DIRECTIONS FOR THIS TASK –
Write the data out again exactly, with no pictures.

DATASET SECTION –
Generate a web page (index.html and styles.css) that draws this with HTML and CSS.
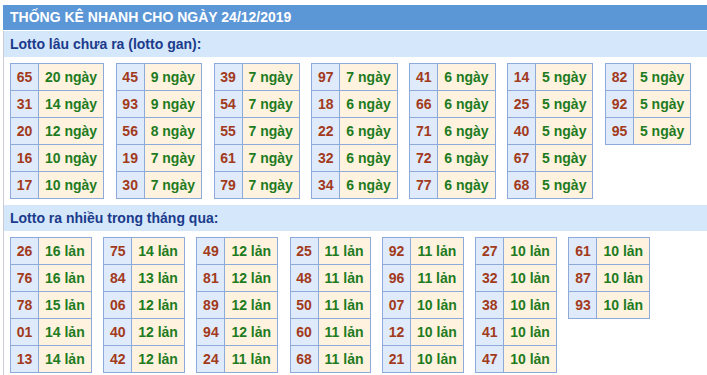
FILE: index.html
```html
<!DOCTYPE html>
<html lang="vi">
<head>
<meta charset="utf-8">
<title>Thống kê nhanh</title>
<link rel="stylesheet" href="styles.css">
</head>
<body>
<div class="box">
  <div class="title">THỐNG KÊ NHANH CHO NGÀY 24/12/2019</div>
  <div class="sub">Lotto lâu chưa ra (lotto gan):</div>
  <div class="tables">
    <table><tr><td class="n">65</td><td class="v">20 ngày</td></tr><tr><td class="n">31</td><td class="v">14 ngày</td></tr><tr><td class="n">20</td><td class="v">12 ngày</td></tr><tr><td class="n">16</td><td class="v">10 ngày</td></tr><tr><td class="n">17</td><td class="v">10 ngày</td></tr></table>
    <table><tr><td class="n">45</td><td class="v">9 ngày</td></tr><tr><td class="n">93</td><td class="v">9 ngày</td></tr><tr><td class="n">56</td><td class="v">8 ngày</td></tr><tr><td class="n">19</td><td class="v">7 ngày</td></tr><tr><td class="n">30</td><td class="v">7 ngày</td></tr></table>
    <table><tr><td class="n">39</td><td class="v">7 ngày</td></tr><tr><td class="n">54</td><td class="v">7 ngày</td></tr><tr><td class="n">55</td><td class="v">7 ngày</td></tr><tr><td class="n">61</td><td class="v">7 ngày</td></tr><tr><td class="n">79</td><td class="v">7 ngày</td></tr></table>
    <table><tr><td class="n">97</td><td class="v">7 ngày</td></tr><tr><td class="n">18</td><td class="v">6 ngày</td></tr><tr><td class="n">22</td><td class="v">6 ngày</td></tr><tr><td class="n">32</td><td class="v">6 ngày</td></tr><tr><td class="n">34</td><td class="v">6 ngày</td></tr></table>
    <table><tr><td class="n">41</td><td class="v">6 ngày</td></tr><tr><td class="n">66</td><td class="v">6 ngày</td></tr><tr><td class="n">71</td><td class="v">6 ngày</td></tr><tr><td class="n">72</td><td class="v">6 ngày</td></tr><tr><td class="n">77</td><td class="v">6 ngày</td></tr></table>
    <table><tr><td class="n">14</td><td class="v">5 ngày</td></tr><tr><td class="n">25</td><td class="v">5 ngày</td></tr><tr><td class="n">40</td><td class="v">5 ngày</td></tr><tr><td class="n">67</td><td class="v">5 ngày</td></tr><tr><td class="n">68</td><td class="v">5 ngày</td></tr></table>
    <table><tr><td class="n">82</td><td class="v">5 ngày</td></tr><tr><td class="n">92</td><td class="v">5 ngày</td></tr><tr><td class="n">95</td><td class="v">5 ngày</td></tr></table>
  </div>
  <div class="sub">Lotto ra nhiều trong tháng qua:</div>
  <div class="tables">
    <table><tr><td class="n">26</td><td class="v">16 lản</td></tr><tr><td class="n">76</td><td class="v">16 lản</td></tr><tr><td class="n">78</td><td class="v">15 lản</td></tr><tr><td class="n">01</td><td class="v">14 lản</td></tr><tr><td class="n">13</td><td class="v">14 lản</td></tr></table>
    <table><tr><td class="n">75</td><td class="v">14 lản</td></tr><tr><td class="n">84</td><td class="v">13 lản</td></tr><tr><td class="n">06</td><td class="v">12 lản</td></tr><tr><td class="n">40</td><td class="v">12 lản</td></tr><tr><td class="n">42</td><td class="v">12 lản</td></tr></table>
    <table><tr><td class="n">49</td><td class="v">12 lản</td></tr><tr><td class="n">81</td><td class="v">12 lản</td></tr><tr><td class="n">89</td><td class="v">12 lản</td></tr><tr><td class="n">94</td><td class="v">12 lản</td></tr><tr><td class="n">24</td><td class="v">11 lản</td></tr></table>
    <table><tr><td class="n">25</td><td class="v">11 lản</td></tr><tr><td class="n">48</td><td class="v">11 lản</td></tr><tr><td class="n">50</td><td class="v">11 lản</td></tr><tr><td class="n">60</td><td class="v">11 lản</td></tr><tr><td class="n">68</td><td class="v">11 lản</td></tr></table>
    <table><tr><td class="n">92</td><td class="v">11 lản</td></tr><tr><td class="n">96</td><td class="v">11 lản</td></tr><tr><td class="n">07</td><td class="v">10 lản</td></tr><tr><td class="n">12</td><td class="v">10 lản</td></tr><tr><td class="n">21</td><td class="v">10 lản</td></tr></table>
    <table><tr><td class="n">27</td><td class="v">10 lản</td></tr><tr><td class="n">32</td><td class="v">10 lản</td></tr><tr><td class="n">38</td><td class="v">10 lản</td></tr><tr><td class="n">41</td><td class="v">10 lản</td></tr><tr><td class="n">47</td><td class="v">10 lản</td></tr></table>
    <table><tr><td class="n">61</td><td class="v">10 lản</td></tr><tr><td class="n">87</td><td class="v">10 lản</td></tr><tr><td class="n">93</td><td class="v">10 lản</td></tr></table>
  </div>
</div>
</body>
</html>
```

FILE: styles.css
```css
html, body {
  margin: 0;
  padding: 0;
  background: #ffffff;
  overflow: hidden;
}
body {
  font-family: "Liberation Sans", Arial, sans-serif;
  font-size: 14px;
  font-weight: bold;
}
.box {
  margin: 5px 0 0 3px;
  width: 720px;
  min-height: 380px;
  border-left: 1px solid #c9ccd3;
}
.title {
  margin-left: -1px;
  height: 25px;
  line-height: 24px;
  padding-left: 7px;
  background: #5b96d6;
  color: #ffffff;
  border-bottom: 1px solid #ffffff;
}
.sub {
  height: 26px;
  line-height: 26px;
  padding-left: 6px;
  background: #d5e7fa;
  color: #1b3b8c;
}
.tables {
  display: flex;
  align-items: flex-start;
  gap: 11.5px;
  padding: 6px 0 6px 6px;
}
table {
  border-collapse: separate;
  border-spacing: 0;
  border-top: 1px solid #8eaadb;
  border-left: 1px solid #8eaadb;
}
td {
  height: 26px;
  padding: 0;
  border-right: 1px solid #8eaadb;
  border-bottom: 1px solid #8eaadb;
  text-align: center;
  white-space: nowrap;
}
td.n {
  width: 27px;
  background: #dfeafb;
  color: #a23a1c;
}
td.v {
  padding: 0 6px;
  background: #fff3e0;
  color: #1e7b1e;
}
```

COMPLETE OUTPUT –
Generate a web page (index.html and styles.css) that draws this with HTML and CSS.
FILE: index.html
```html
<!DOCTYPE html>
<html lang="vi">
<head>
<meta charset="utf-8">
<title>Thống kê nhanh</title>
<link rel="stylesheet" href="styles.css">
</head>
<body>
<div class="box">
  <div class="title">THỐNG KÊ NHANH CHO NGÀY 24/12/2019</div>
  <div class="sub">Lotto lâu chưa ra (lotto gan):</div>
  <div class="tables">
    <table><tr><td class="n">65</td><td class="v">20 ngày</td></tr><tr><td class="n">31</td><td class="v">14 ngày</td></tr><tr><td class="n">20</td><td class="v">12 ngày</td></tr><tr><td class="n">16</td><td class="v">10 ngày</td></tr><tr><td class="n">17</td><td class="v">10 ngày</td></tr></table>
    <table><tr><td class="n">45</td><td class="v">9 ngày</td></tr><tr><td class="n">93</td><td class="v">9 ngày</td></tr><tr><td class="n">56</td><td class="v">8 ngày</td></tr><tr><td class="n">19</td><td class="v">7 ngày</td></tr><tr><td class="n">30</td><td class="v">7 ngày</td></tr></table>
    <table><tr><td class="n">39</td><td class="v">7 ngày</td></tr><tr><td class="n">54</td><td class="v">7 ngày</td></tr><tr><td class="n">55</td><td class="v">7 ngày</td></tr><tr><td class="n">61</td><td class="v">7 ngày</td></tr><tr><td class="n">79</td><td class="v">7 ngày</td></tr></table>
    <table><tr><td class="n">97</td><td class="v">7 ngày</td></tr><tr><td class="n">18</td><td class="v">6 ngày</td></tr><tr><td class="n">22</td><td class="v">6 ngày</td></tr><tr><td class="n">32</td><td class="v">6 ngày</td></tr><tr><td class="n">34</td><td class="v">6 ngày</td></tr></table>
    <table><tr><td class="n">41</td><td class="v">6 ngày</td></tr><tr><td class="n">66</td><td class="v">6 ngày</td></tr><tr><td class="n">71</td><td class="v">6 ngày</td></tr><tr><td class="n">72</td><td class="v">6 ngày</td></tr><tr><td class="n">77</td><td class="v">6 ngày</td></tr></table>
    <table><tr><td class="n">14</td><td class="v">5 ngày</td></tr><tr><td class="n">25</td><td class="v">5 ngày</td></tr><tr><td class="n">40</td><td class="v">5 ngày</td></tr><tr><td class="n">67</td><td class="v">5 ngày</td></tr><tr><td class="n">68</td><td class="v">5 ngày</td></tr></table>
    <table><tr><td class="n">82</td><td class="v">5 ngày</td></tr><tr><td class="n">92</td><td class="v">5 ngày</td></tr><tr><td class="n">95</td><td class="v">5 ngày</td></tr></table>
  </div>
  <div class="sub">Lotto ra nhiều trong tháng qua:</div>
  <div class="tables">
    <table><tr><td class="n">26</td><td class="v">16 lản</td></tr><tr><td class="n">76</td><td class="v">16 lản</td></tr><tr><td class="n">78</td><td class="v">15 lản</td></tr><tr><td class="n">01</td><td class="v">14 lản</td></tr><tr><td class="n">13</td><td class="v">14 lản</td></tr></table>
    <table><tr><td class="n">75</td><td class="v">14 lản</td></tr><tr><td class="n">84</td><td class="v">13 lản</td></tr><tr><td class="n">06</td><td class="v">12 lản</td></tr><tr><td class="n">40</td><td class="v">12 lản</td></tr><tr><td class="n">42</td><td class="v">12 lản</td></tr></table>
    <table><tr><td class="n">49</td><td class="v">12 lản</td></tr><tr><td class="n">81</td><td class="v">12 lản</td></tr><tr><td class="n">89</td><td class="v">12 lản</td></tr><tr><td class="n">94</td><td class="v">12 lản</td></tr><tr><td class="n">24</td><td class="v">11 lản</td></tr></table>
    <table><tr><td class="n">25</td><td class="v">11 lản</td></tr><tr><td class="n">48</td><td class="v">11 lản</td></tr><tr><td class="n">50</td><td class="v">11 lản</td></tr><tr><td class="n">60</td><td class="v">11 lản</td></tr><tr><td class="n">68</td><td class="v">11 lản</td></tr></table>
    <table><tr><td class="n">92</td><td class="v">11 lản</td></tr><tr><td class="n">96</td><td class="v">11 lản</td></tr><tr><td class="n">07</td><td class="v">10 lản</td></tr><tr><td class="n">12</td><td class="v">10 lản</td></tr><tr><td class="n">21</td><td class="v">10 lản</td></tr></table>
    <table><tr><td class="n">27</td><td class="v">10 lản</td></tr><tr><td class="n">32</td><td class="v">10 lản</td></tr><tr><td class="n">38</td><td class="v">10 lản</td></tr><tr><td class="n">41</td><td class="v">10 lản</td></tr><tr><td class="n">47</td><td class="v">10 lản</td></tr></table>
    <table><tr><td class="n">61</td><td class="v">10 lản</td></tr><tr><td class="n">87</td><td class="v">10 lản</td></tr><tr><td class="n">93</td><td class="v">10 lản</td></tr></table>
  </div>
</div>
</body>
</html>
```

FILE: styles.css
```css
html, body {
  margin: 0;
  padding: 0;
  background: #ffffff;
  overflow: hidden;
}
body {
  font-family: "Liberation Sans", Arial, sans-serif;
  font-size: 14px;
  font-weight: bold;
}
.box {
  margin: 5px 0 0 3px;
  width: 720px;
  min-height: 380px;
  border-left: 1px solid #c9ccd3;
}
.title {
  margin-left: -1px;
  height: 25px;
  line-height: 24px;
  padding-left: 7px;
  background: #5b96d6;
  color: #ffffff;
  border-bottom: 1px solid #ffffff;
}
.sub {
  height: 26px;
  line-height: 26px;
  padding-left: 6px;
  background: #d5e7fa;
  color: #1b3b8c;
}
.tables {
  display: flex;
  align-items: flex-start;
  gap: 11.5px;
  padding: 6px 0 6px 6px;
}
table {
  border-collapse: separate;
  border-spacing: 0;
  border-top: 1px solid #8eaadb;
  border-left: 1px solid #8eaadb;
}
td {
  height: 26px;
  padding: 0;
  border-right: 1px solid #8eaadb;
  border-bottom: 1px solid #8eaadb;
  text-align: center;
  white-space: nowrap;
}
td.n {
  width: 27px;
  background: #dfeafb;
  color: #a23a1c;
}
td.v {
  padding: 0 6px;
  background: #fff3e0;
  color: #1e7b1e;
}
```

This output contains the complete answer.